I enjoyed it, but it was my least favorite of the three. I don’t mean to be dismissive of Pen’s situation, because it was horrible, but I got tired of his panics. Further, I felt he was frequently stressing over being unable to express his more feminine aspects, with the understanding that he’s sometimes perfectly happy being perceived as male. But I don’t once remember him being satisfied in his more observably male appearance. It felt ill-balanced. And obviously I understand that one of those would have been considered normal and not noteworthy, while the other stress-inducing because it would have been considered deviant. But throughout the whole book he never seemed to have a good body day, which readers were meant to understand he did have sometimes and I’d have liked to see.

I cannot express how much I loved the way Pen and his sister refused to be bullied or bow to the aristocracy, however. Loved it. Further, I think we all deserve a Mark in our lives, someone 100% accepting and willing to have the awkward conversations that eventually make us more comfortable.
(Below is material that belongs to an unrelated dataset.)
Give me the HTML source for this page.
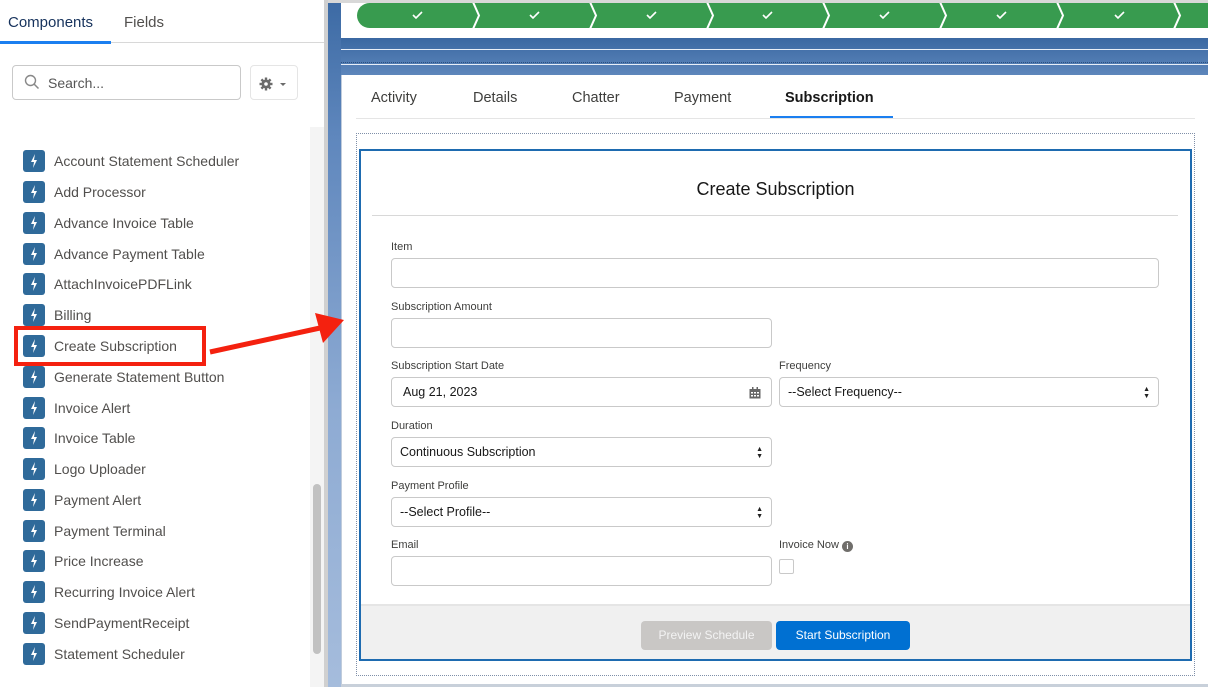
<!DOCTYPE html>
<html><head><meta charset="utf-8"><style>
*{box-sizing:border-box;margin:0;padding:0}
body{width:1208px;height:687px;overflow:hidden;font-family:"Liberation Sans",sans-serif;background:#fff;position:relative;color:#3e3e3c}
.abs{position:absolute}
.tabL{font-size:15px;top:14px}
.item{position:absolute;left:23px;height:22px;display:flex;align-items:center;font-size:14px;color:#514f4d}
.ic{width:22px;height:22px;background:#2f6a9a;border-radius:3px;margin-right:9px;display:flex;align-items:center;justify-content:center}
.lbl{position:absolute;font-size:11px;color:#3e3e3c}
.inp{position:absolute;height:30px;border:1px solid #c9c9c9;border-radius:4px;background:#fff;font-size:12.5px;color:#181818;padding-left:8px;display:flex;align-items:center}
.arr{position:absolute;right:8px;top:8px;font-size:7px;line-height:7px;color:#222}
</style></head><body>
<!-- left panel -->
<div class="abs tabL" style="left:8px;color:#16325c">Components</div>
<div class="abs tabL" style="left:124px;color:#514f4d">Fields</div>
<div class="abs" style="left:0;top:42px;width:324px;height:1px;background:#d8d8d8"></div>
<div class="abs" style="left:0;top:41px;width:111px;height:3px;background:#1b7ff0"></div>
<div class="abs" style="left:12px;top:65px;width:229px;height:35px;border:1px solid #c9c9c9;border-radius:4px"></div>
<svg class="abs" style="left:24px;top:74px" width="16" height="16" viewBox="0 0 16 16"><circle cx="6.5" cy="6.5" r="5" fill="none" stroke="#888" stroke-width="1.4"/><line x1="10" y1="10" x2="14.5" y2="14.5" stroke="#888" stroke-width="1.5"/></svg>
<div class="abs" style="left:48px;top:75px;font-size:14px;color:#555">Search...</div>
<div class="abs" style="left:250px;top:65px;width:48px;height:35px;border:1px solid #e5e5e5;border-radius:4px"></div>
<svg class="abs" style="left:259px;top:77px" width="30" height="14" viewBox="0 0 30 14"><circle cx="7" cy="7" r="4.5" fill="#6b6b6b"/><g stroke="#6b6b6b" stroke-width="2.4"><line x1="7" y1="0.5" x2="7" y2="13.5"/><line x1="0.5" y1="7" x2="13.5" y2="7"/><line x1="2.4" y1="2.4" x2="11.6" y2="11.6"/><line x1="11.6" y1="2.4" x2="2.4" y2="11.6"/></g><circle cx="7" cy="7" r="1.8" fill="#fff"/><path d="M21 6h6l-3 3z" fill="#6b6b6b"/></svg>
<div class="abs" style="left:310px;top:127px;width:14px;height:560px;background:#f4f4f4"></div>
<div class="abs" style="left:313px;top:484px;width:8px;height:170px;background:#c1c1c1;border-radius:4px"></div>
<div class="abs" style="left:324px;top:0;width:4px;height:687px;background:#d0d0d0"></div>
<div class="item" style="top:150px"><span class="ic"><svg width="8" height="14" viewBox="0 0 8 14"><path d="M5 0L1 8h3l-1 6 4-8H4z" fill="#fff"/></svg></span>Account Statement Scheduler</div>
<div class="item" style="top:181px"><span class="ic"><svg width="8" height="14" viewBox="0 0 8 14"><path d="M5 0L1 8h3l-1 6 4-8H4z" fill="#fff"/></svg></span>Add Processor</div>
<div class="item" style="top:212px"><span class="ic"><svg width="8" height="14" viewBox="0 0 8 14"><path d="M5 0L1 8h3l-1 6 4-8H4z" fill="#fff"/></svg></span>Advance Invoice Table</div>
<div class="item" style="top:243px"><span class="ic"><svg width="8" height="14" viewBox="0 0 8 14"><path d="M5 0L1 8h3l-1 6 4-8H4z" fill="#fff"/></svg></span>Advance Payment Table</div>
<div class="item" style="top:273px"><span class="ic"><svg width="8" height="14" viewBox="0 0 8 14"><path d="M5 0L1 8h3l-1 6 4-8H4z" fill="#fff"/></svg></span>AttachInvoicePDFLink</div>
<div class="item" style="top:304px"><span class="ic"><svg width="8" height="14" viewBox="0 0 8 14"><path d="M5 0L1 8h3l-1 6 4-8H4z" fill="#fff"/></svg></span>Billing</div>
<div class="item" style="top:335px"><span class="ic"><svg width="8" height="14" viewBox="0 0 8 14"><path d="M5 0L1 8h3l-1 6 4-8H4z" fill="#fff"/></svg></span>Create Subscription</div>
<div class="item" style="top:366px"><span class="ic"><svg width="8" height="14" viewBox="0 0 8 14"><path d="M5 0L1 8h3l-1 6 4-8H4z" fill="#fff"/></svg></span>Generate Statement Button</div>
<div class="item" style="top:397px"><span class="ic"><svg width="8" height="14" viewBox="0 0 8 14"><path d="M5 0L1 8h3l-1 6 4-8H4z" fill="#fff"/></svg></span>Invoice Alert</div>
<div class="item" style="top:427px"><span class="ic"><svg width="8" height="14" viewBox="0 0 8 14"><path d="M5 0L1 8h3l-1 6 4-8H4z" fill="#fff"/></svg></span>Invoice Table</div>
<div class="item" style="top:458px"><span class="ic"><svg width="8" height="14" viewBox="0 0 8 14"><path d="M5 0L1 8h3l-1 6 4-8H4z" fill="#fff"/></svg></span>Logo Uploader</div>
<div class="item" style="top:489px"><span class="ic"><svg width="8" height="14" viewBox="0 0 8 14"><path d="M5 0L1 8h3l-1 6 4-8H4z" fill="#fff"/></svg></span>Payment Alert</div>
<div class="item" style="top:520px"><span class="ic"><svg width="8" height="14" viewBox="0 0 8 14"><path d="M5 0L1 8h3l-1 6 4-8H4z" fill="#fff"/></svg></span>Payment Terminal</div>
<div class="item" style="top:550px"><span class="ic"><svg width="8" height="14" viewBox="0 0 8 14"><path d="M5 0L1 8h3l-1 6 4-8H4z" fill="#fff"/></svg></span>Price Increase</div>
<div class="item" style="top:581px"><span class="ic"><svg width="8" height="14" viewBox="0 0 8 14"><path d="M5 0L1 8h3l-1 6 4-8H4z" fill="#fff"/></svg></span>Recurring Invoice Alert</div>
<div class="item" style="top:612px"><span class="ic"><svg width="8" height="14" viewBox="0 0 8 14"><path d="M5 0L1 8h3l-1 6 4-8H4z" fill="#fff"/></svg></span>SendPaymentReceipt</div>
<div class="item" style="top:643px"><span class="ic"><svg width="8" height="14" viewBox="0 0 8 14"><path d="M5 0L1 8h3l-1 6 4-8H4z" fill="#fff"/></svg></span>Statement Scheduler</div>
<div class="abs" style="left:14px;top:326px;width:192px;height:40px;border:4px solid #f4210f"></div>
<!-- main -->
<div class="abs" style="left:328px;top:0;width:880px;height:687px;background:linear-gradient(180deg,#3c6aa4,#5f87bd 20%,#8eabd3 60%,#a5bcdc)"></div>
<div class="abs" style="left:328px;top:0;width:880px;height:3px;background:#d8d8d8"></div>
<div class="abs" style="left:341px;top:3px;width:867px;height:35px;background:#fff"></div>
<div class="abs" style="left:341px;top:38px;width:867px;height:37px;background:linear-gradient(180deg,#3a68a2,#5d86bb)"></div>
<div class="abs" style="left:341px;top:49px;width:867px;height:1px;background:#e8eef7"></div>
<div class="abs" style="left:341px;top:62px;width:867px;height:1px;border-top:1px dotted #2b4f80"></div>
<div class="abs" style="left:341px;top:64px;width:867px;height:1px;background:#e8eef7"></div>
<svg class="abs" style="left:357px;top:3px" width="851" height="25" viewBox="0 0 851 25">
<rect x="0" y="0" width="851" height="25" rx="12.5" fill="#389b4f"/><rect x="30" y="0" width="821" height="25" fill="#389b4f"/>
<g fill="none" stroke="#fff" stroke-width="2">
<path d="M116 -1l6 13.5-6 13.5"/><path d="M233 -1l6 13.5-6 13.5"/><path d="M350 -1l6 13.5-6 13.5"/><path d="M466 -1l6 13.5-6 13.5"/><path d="M583 -1l6 13.5-6 13.5"/><path d="M700 -1l6 13.5-6 13.5"/><path d="M817 -1l6 13.5-6 13.5"/></g>
<g fill="none" stroke="#fff" stroke-width="1.6">
<path d="M56 12l3 3 6-6"/><path d="M173 12l3 3 6-6"/><path d="M290 12l3 3 6-6"/><path d="M406 12l3 3 6-6"/><path d="M523 12l3 3 6-6"/><path d="M640 12l3 3 6-6"/><path d="M758 12l3 3 6-6"/></g></svg>
<div class="abs" style="left:341px;top:75px;width:867px;height:612px;background:#fff;border-left:1px solid #c0ccdc"></div>
<div class="abs" style="left:341px;top:684px;width:867px;height:3px;background:#c8d0da"></div>
<div class="abs" style="top:90px;left:371px;font-size:14.5px;color:#3e3e3c">Activity</div>
<div class="abs" style="top:90px;left:473px;font-size:14.5px;color:#3e3e3c">Details</div>
<div class="abs" style="top:90px;left:572px;font-size:14.5px;color:#3e3e3c">Chatter</div>
<div class="abs" style="top:90px;left:674px;font-size:14.5px;color:#3e3e3c">Payment</div>
<div class="abs" style="top:90px;left:785px;font-size:14.5px;font-weight:bold;color:#181818">Subscription</div>
<div class="abs" style="left:356px;top:118px;width:839px;height:1px;background:#e5e5e5"></div>
<div class="abs" style="left:770px;top:116px;width:123px;height:2px;background:#1b7ff0"></div>
<div class="abs" style="left:356px;top:133px;width:839px;height:543px;border:1px dotted #7f8fa8"></div>
<div class="abs" style="left:359px;top:149px;width:833px;height:512px;border:2px solid #1e6bb0;background:#fff"></div>
<div class="abs" style="left:361px;top:604px;width:829px;height:55px;background:#f0f0f0;border-top:2px solid #e5e5e5"></div>
<div class="abs" style="left:359px;top:179px;width:833px;text-align:center;font-size:18px;color:#181818">Create Subscription</div>
<div class="abs" style="left:372px;top:215px;width:806px;height:1px;background:#d8d8d8"></div>
<div class="lbl" style="left:391px;top:241px">Item</div>
<div class="inp" style="left:391px;top:258px;width:768px"></div>
<div class="lbl" style="left:391px;top:301px">Subscription Amount</div>
<div class="inp" style="left:391px;top:318px;width:381px"></div>
<div class="lbl" style="left:391px;top:360px">Subscription Start Date</div>
<div class="inp" style="left:391px;top:377px;width:381px;padding-left:11px">Aug 21, 2023<svg style="position:absolute;right:10px;top:9px" width="12" height="12" viewBox="0 0 12 12"><rect x="0.5" y="2" width="11" height="9.5" fill="#666"/><rect x="3" y="0" width="1.5" height="3" fill="#666"/><rect x="7.5" y="0" width="1.5" height="3" fill="#666"/><g fill="#fff"><rect x="2" y="5" width="2" height="1.5"/><rect x="5" y="5" width="2" height="1.5"/><rect x="8" y="5" width="2" height="1.5"/><rect x="2" y="8" width="2" height="1.5"/><rect x="5" y="8" width="2" height="1.5"/><rect x="8" y="8" width="2" height="1.5"/></g></svg></div>
<div class="lbl" style="left:779px;top:360px">Frequency</div>
<div class="inp" style="left:779px;top:377px;width:380px">--Select Frequency--<div class="arr">▲<br>▼</div></div>
<div class="lbl" style="left:391px;top:420px">Duration</div>
<div class="inp" style="left:391px;top:437px;width:381px">Continuous Subscription<div class="arr">▲<br>▼</div></div>
<div class="lbl" style="left:391px;top:480px">Payment Profile</div>
<div class="inp" style="left:391px;top:497px;width:381px">--Select Profile--<div class="arr">▲<br>▼</div></div>
<div class="lbl" style="left:391px;top:539px">Email</div>
<div class="inp" style="left:391px;top:556px;width:381px"></div>
<div class="lbl" style="left:779px;top:539px">Invoice Now <span style="display:inline-block;width:11px;height:11px;border-radius:50%;background:#706e6b;color:#fff;font-size:8px;text-align:center;line-height:11px;font-weight:bold;vertical-align:-1px">i</span></div>
<div class="abs" style="left:779px;top:559px;width:15px;height:15px;border:1px solid #c9c9c9;border-radius:2px"></div>
<div class="abs" style="left:641px;top:621px;width:131px;height:29px;background:#c9c7c5;border-radius:4px;color:#f3f3f3;font-size:12px;text-align:center;line-height:29px">Preview Schedule</div>
<div class="abs" style="left:776px;top:621px;width:134px;height:29px;background:#0070d2;border-radius:4px;color:#fff;font-size:12px;text-align:center;line-height:29px">Start Subscription</div>
<!-- arrow -->
<svg class="abs" style="left:205px;top:305px" width="145" height="55" viewBox="0 0 145 55"><line x1="5" y1="47" x2="115" y2="23" stroke="#f4210f" stroke-width="5"/><path d="M139 15L110 8l8 30z" fill="#f4210f"/></svg>
</body></html>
I adored him. We got brief cameos of all the other characters in the series, which I liked. But the first half of the book is almost entirely recap of the first books or seeing scenes we’ve already witnessed from the point of view of new characters. I found this a tad tedious, but the last half was all new and exciting.

I did see the side pairing and eventual solution to who should become Earl coming very early on, but I didn’t figure out the larger mystery of the murdering mastermind. So, I was held in suspense until the very end and liked it. I found it really quite satisfying in the end.

All in all, I ended the book and this series happy and, as always, look forward to more of Charles’ writing.